▸ To be done: Copy nothing but the text: reproduce each line of the listing exactly and leave the pictures out.

▸ Data section:

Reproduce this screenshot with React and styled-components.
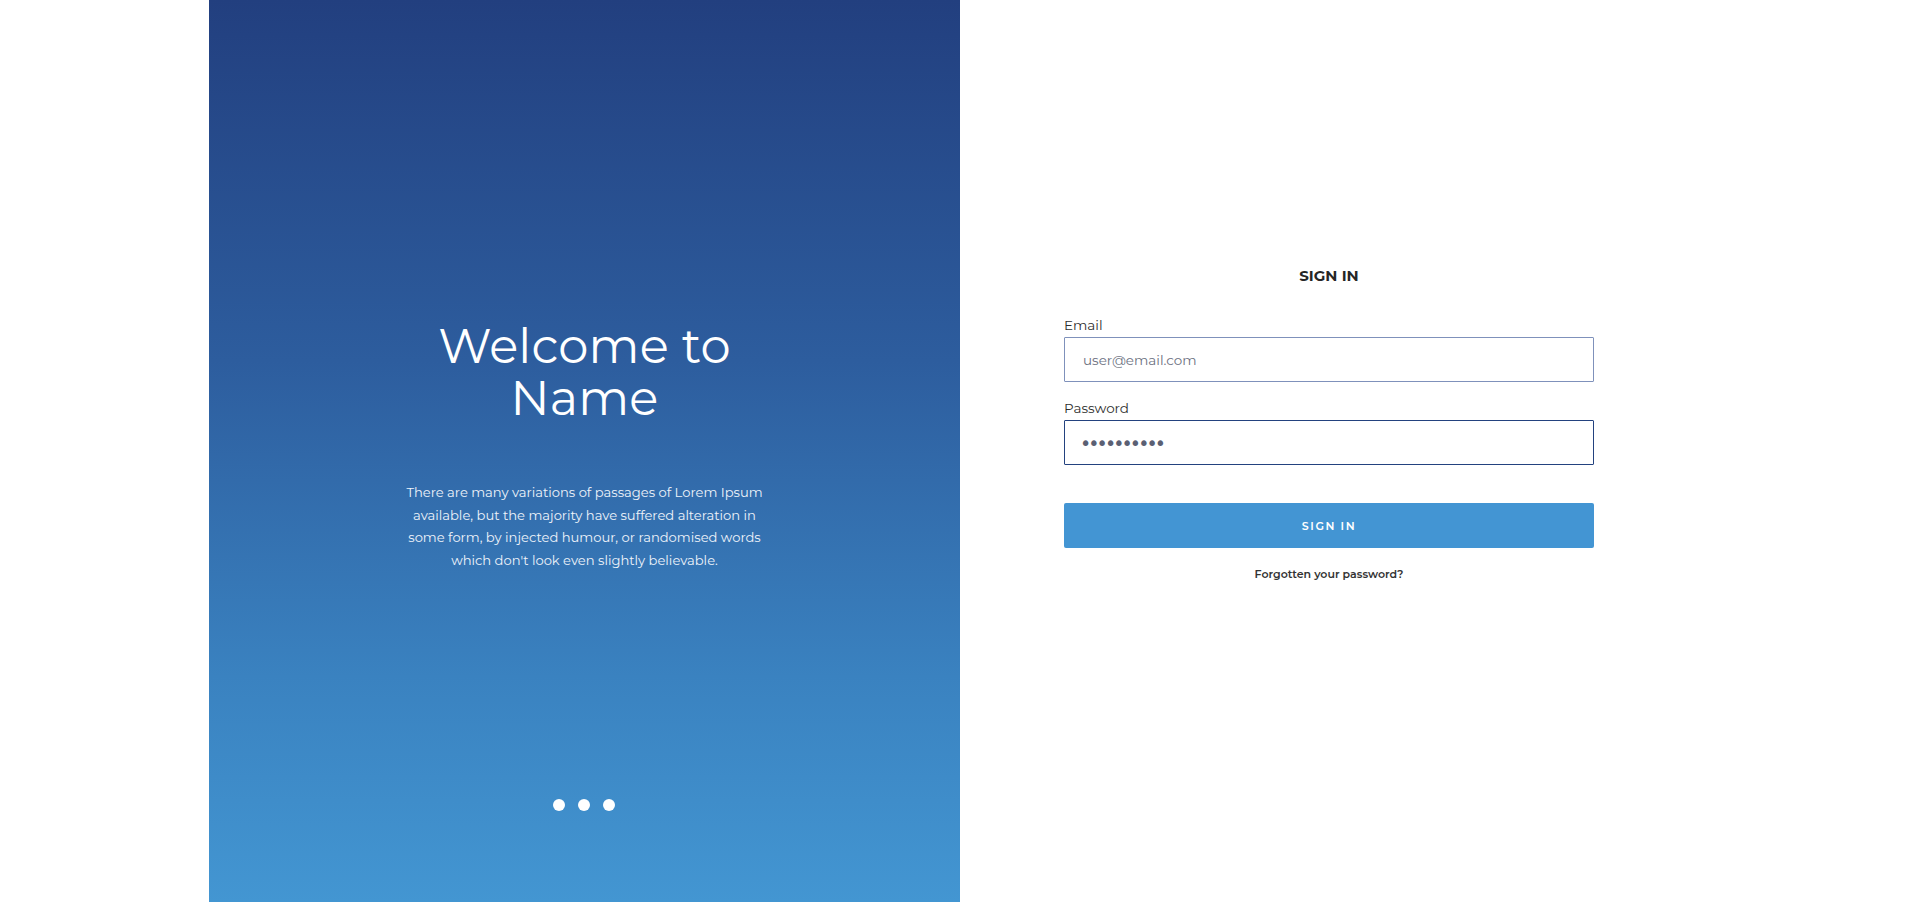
import React from 'react';
import styled, { createGlobalStyle } from 'styled-components';

const GlobalStyle = createGlobalStyle`
  html, body {
    margin: 0;
    padding: 0;
    background: #ffffff;
  }
  body {
    font-family: "Montserrat", "DejaVu Sans", "Noto Sans", sans-serif;
  }
  * { box-sizing: border-box; }
`;

const Page = styled.div`
  display: flex;
  justify-content: center;
  height: 902px;
  background: #ffffff;
`;

const Container = styled.div`
  display: grid;
  grid-template-columns: 751px 751px;
  width: 1502px;
  height: 100%;
`;

const Hero = styled.section`
  display: flex;
  flex-direction: column;
  align-items: center;
  padding: 320px 0 91px;
  background: linear-gradient(180deg, #223f7f 0%, #2d5d9e 40%, #3a82c0 75%, #4396d2 100%);
  color: #ffffff;
  text-align: center;
`;

const Title = styled.h1`
  margin: 0;
  font-size: 48px;
  font-weight: 400;
  line-height: 52px;
  letter-spacing: 0.2px;
`;

const Lead = styled.p`
  margin: 57px 0 0;
  width: 364px;
  font-size: 13.1px;
  line-height: 22.7px;
  color: #eef3fa;
`;

const Dots = styled.div`
  display: flex;
  gap: 13px;
  margin-top: auto;
  margin-right: 1px;
`;

const Dot = styled.span`
  width: 12px;
  height: 12px;
  border-radius: 50%;
  background: #ffffff;
`;

const FormSide = styled.section`
  display: flex;
  justify-content: center;
  padding: 266px 13px 0 0;
`;

const Form = styled.form`
  display: flex;
  flex-direction: column;
  width: 530px;
`;

const Heading = styled.h2`
  margin: 0 0 30px;
  font-size: 15px;
  font-weight: 700;
  line-height: 20px;
  text-align: center;
  color: #262626;
`;

const Label = styled.label`
  display: block;
  font-size: 13.5px;
  line-height: 18px;
  color: #2e2e2e;
  margin: ${({ $first }) => ($first ? '0' : '17px')} 0 3px;
`;

const Input = styled.input`
  display: block;
  width: 100%;
  height: 45px;
  padding: 0 18px;
  border: 1px solid ${({ $active }) => ($active ? '#23427f' : '#7f91bb')};
  border-radius: 1px;
  font-family: inherit;
  font-size: 13.5px;
  color: #5a5f72;
  background: #ffffff;
  outline: none;

  &::placeholder {
    color: #6b7080;
  }

  &[type='password'] {
    font-family: "DejaVu Sans", sans-serif;
    font-size: 19px;
    letter-spacing: -2.9px;
    color: #5b6073;
    padding-left: 15px;
  }
`;

const SubmitButton = styled.button`
  margin-top: 38px;
  height: 45px;
  width: 100%;
  border: none;
  border-radius: 2px;
  background: #4395d3;
  color: #ffffff;
  font-family: inherit;
  font-size: 11px;
  font-weight: 600;
  letter-spacing: 1.6px;
  cursor: pointer;
`;

const Forgot = styled.a`
  margin-top: 18px;
  font-size: 11px;
  font-weight: 600;
  line-height: 16px;
  text-align: center;
  color: #333333;
  text-decoration: none;
`;

export default function App() {
  return (
    <>
      <GlobalStyle />
      <Page>
        <Container>
          <Hero>
            <Title>
              Welcome to
              <br />
              Name
            </Title>
            <Lead>
              There are many variations of passages of Lorem Ipsum available, but the majority
              have suffered alteration in some form, by injected humour, or randomised words
              which don't look even slightly believable.
            </Lead>
            <Dots>
              <Dot />
              <Dot />
              <Dot />
            </Dots>
          </Hero>

          <FormSide>
            <Form onSubmit={(e) => e.preventDefault()}>
              <Heading>SIGN IN</Heading>
              <Label $first htmlFor="email">Email</Label>
              <Input id="email" type="email" placeholder="user@email.com" />
              <Label htmlFor="password">Password</Label>
              <Input id="password" type="password" defaultValue="password12" $active />
              <SubmitButton type="submit">SIGN IN</SubmitButton>
              <Forgot href="#">Forgotten your password?</Forgot>
            </Form>
          </FormSide>
        </Container>
      </Page>
    </>
  );
}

▸ Result of the task:
Reproduce this screenshot with React and styled-components.
import React from 'react';
import styled, { createGlobalStyle } from 'styled-components';

const GlobalStyle = createGlobalStyle`
  html, body {
    margin: 0;
    padding: 0;
    background: #ffffff;
  }
  body {
    font-family: "Montserrat", "DejaVu Sans", "Noto Sans", sans-serif;
  }
  * { box-sizing: border-box; }
`;

const Page = styled.div`
  display: flex;
  justify-content: center;
  height: 902px;
  background: #ffffff;
`;

const Container = styled.div`
  display: grid;
  grid-template-columns: 751px 751px;
  width: 1502px;
  height: 100%;
`;

const Hero = styled.section`
  display: flex;
  flex-direction: column;
  align-items: center;
  padding: 320px 0 91px;
  background: linear-gradient(180deg, #223f7f 0%, #2d5d9e 40%, #3a82c0 75%, #4396d2 100%);
  color: #ffffff;
  text-align: center;
`;

const Title = styled.h1`
  margin: 0;
  font-size: 48px;
  font-weight: 400;
  line-height: 52px;
  letter-spacing: 0.2px;
`;

const Lead = styled.p`
  margin: 57px 0 0;
  width: 364px;
  font-size: 13.1px;
  line-height: 22.7px;
  color: #eef3fa;
`;

const Dots = styled.div`
  display: flex;
  gap: 13px;
  margin-top: auto;
  margin-right: 1px;
`;

const Dot = styled.span`
  width: 12px;
  height: 12px;
  border-radius: 50%;
  background: #ffffff;
`;

const FormSide = styled.section`
  display: flex;
  justify-content: center;
  padding: 266px 13px 0 0;
`;

const Form = styled.form`
  display: flex;
  flex-direction: column;
  width: 530px;
`;

const Heading = styled.h2`
  margin: 0 0 30px;
  font-size: 15px;
  font-weight: 700;
  line-height: 20px;
  text-align: center;
  color: #262626;
`;

const Label = styled.label`
  display: block;
  font-size: 13.5px;
  line-height: 18px;
  color: #2e2e2e;
  margin: ${({ $first }) => ($first ? '0' : '17px')} 0 3px;
`;

const Input = styled.input`
  display: block;
  width: 100%;
  height: 45px;
  padding: 0 18px;
  border: 1px solid ${({ $active }) => ($active ? '#23427f' : '#7f91bb')};
  border-radius: 1px;
  font-family: inherit;
  font-size: 13.5px;
  color: #5a5f72;
  background: #ffffff;
  outline: none;

  &::placeholder {
    color: #6b7080;
  }

  &[type='password'] {
    font-family: "DejaVu Sans", sans-serif;
    font-size: 19px;
    letter-spacing: -2.9px;
    color: #5b6073;
    padding-left: 15px;
  }
`;

const SubmitButton = styled.button`
  margin-top: 38px;
  height: 45px;
  width: 100%;
  border: none;
  border-radius: 2px;
  background: #4395d3;
  color: #ffffff;
  font-family: inherit;
  font-size: 11px;
  font-weight: 600;
  letter-spacing: 1.6px;
  cursor: pointer;
`;

const Forgot = styled.a`
  margin-top: 18px;
  font-size: 11px;
  font-weight: 600;
  line-height: 16px;
  text-align: center;
  color: #333333;
  text-decoration: none;
`;

export default function App() {
  return (
    <>
      <GlobalStyle />
      <Page>
        <Container>
          <Hero>
            <Title>
              Welcome to
              <br />
              Name
            </Title>
            <Lead>
              There are many variations of passages of Lorem Ipsum available, but the majority
              have suffered alteration in some form, by injected humour, or randomised words
              which don't look even slightly believable.
            </Lead>
            <Dots>
              <Dot />
              <Dot />
              <Dot />
            </Dots>
          </Hero>

          <FormSide>
            <Form onSubmit={(e) => e.preventDefault()}>
              <Heading>SIGN IN</Heading>
              <Label $first htmlFor="email">Email</Label>
              <Input id="email" type="email" placeholder="user@email.com" />
              <Label htmlFor="password">Password</Label>
              <Input id="password" type="password" defaultValue="password12" $active />
              <SubmitButton type="submit">SIGN IN</SubmitButton>
              <Forgot href="#">Forgotten your password?</Forgot>
            </Form>
          </FormSide>
        </Container>
      </Page>
    </>
  );
}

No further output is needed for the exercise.